AIG sold its Taiwanese life insurance company Nan Shan Life to a consortium of buyers for $2.16 billion in January 2011. Due to the Q3 2011 net loss widening, on November 3, 2011, AIG shares plunged 49 percent year to date. The insurer's board approved a share buyback of as much as $1 billion.

Nine years after the initial bailout, in 2017, the U.S. Financial Stability Oversight Council removed AIG from its list of too-big-to-fail institutions.

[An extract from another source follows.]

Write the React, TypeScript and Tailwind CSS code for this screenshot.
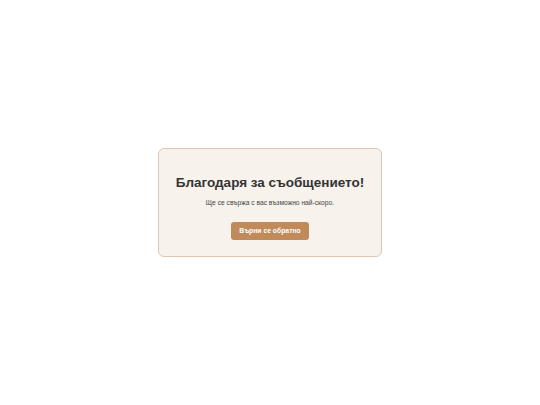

===2012–2016: modern era===
The United States Department of the Treasury announced an offering of 188.5 million shares of AIG for a total of $5.8 billion on May 7, 2012. The sale reduced Treasury's stake in AIG to 61 percent, from 70 percent before the transaction. Four months later, on September 6, 2012, AIG sold $2 billion of its investment in AIA to repay government loans. The board also approved a $5 billion stock repurchase of government-owned shares in AIA. The next week, on September 14, 2012, the Department of Treasury completed its fifth sale of AIG common stock, with proceeds of approximately $20.7 billion, reducing the Treasury's ownership stake in AIG to approximately 15.9 percent from 53 percent. Government commitments were fully recovered, and Treasury and the FRBNY to date had received a combined positive return of approximately $15.1 billion.

On October 12, 2012, AIG announced a five and a half year agreement to sponsor six New Zealand–based rugby teams, including the world champion All Blacks. The AIG logo and the Adidas logo, the league's primary sponsor, were displayed on the league's team jerseys.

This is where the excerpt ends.